* Dataset extract
★ ★ ★

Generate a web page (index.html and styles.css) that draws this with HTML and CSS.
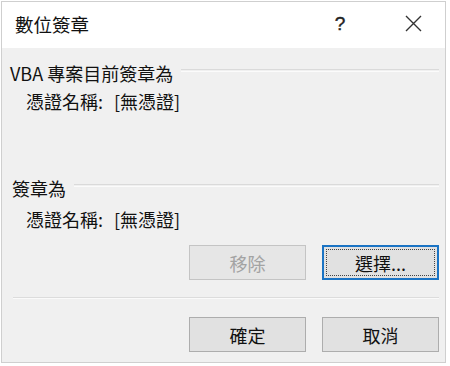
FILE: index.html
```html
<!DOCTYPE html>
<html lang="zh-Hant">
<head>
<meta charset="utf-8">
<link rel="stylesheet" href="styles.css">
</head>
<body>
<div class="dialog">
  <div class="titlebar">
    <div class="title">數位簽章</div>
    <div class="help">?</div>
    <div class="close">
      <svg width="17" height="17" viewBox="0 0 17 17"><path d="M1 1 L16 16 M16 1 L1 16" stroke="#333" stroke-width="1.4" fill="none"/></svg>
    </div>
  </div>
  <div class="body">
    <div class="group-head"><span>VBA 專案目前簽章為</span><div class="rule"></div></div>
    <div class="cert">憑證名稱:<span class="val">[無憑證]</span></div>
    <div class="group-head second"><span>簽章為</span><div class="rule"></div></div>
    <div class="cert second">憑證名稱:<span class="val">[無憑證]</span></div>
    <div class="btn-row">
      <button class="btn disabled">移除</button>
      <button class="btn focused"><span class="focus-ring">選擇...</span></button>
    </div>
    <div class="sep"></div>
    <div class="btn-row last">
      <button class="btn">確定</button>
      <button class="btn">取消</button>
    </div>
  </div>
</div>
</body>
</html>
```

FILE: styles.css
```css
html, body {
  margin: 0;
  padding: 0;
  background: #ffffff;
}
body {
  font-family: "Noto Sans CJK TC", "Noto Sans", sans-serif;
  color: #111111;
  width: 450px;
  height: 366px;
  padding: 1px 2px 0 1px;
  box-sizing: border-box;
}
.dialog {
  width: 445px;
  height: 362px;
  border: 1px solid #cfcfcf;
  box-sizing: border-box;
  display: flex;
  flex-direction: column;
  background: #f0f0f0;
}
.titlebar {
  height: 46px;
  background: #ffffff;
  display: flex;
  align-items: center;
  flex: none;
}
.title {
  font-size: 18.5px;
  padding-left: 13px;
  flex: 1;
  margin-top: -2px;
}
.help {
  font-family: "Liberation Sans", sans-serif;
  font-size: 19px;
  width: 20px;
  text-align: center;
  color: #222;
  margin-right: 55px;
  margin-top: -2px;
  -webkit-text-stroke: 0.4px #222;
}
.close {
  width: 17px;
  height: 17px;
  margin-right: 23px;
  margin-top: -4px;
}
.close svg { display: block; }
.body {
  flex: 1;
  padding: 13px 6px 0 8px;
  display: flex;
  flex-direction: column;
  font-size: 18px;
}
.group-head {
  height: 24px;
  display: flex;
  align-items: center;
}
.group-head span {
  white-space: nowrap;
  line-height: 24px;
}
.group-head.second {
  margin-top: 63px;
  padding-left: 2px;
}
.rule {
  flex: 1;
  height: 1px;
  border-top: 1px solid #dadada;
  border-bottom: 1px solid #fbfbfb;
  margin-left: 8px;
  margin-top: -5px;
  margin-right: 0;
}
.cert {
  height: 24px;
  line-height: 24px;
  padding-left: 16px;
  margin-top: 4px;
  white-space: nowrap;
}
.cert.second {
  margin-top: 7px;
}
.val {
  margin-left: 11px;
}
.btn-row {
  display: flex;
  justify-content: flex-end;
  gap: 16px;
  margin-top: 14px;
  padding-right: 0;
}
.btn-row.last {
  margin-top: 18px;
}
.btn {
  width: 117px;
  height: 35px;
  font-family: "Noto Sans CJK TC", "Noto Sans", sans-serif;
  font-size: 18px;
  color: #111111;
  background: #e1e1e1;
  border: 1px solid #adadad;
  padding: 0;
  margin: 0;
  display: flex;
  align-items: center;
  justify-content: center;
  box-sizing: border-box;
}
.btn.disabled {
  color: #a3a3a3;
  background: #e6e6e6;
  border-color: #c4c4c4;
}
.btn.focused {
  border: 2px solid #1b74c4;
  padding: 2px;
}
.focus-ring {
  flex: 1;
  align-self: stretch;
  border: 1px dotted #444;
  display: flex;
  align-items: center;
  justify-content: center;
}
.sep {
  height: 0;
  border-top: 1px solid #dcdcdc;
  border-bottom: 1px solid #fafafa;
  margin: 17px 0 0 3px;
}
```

★ ★ ★

* Goal
State how many lines of the material contain the string "styles", with no other words.

* Task answer
3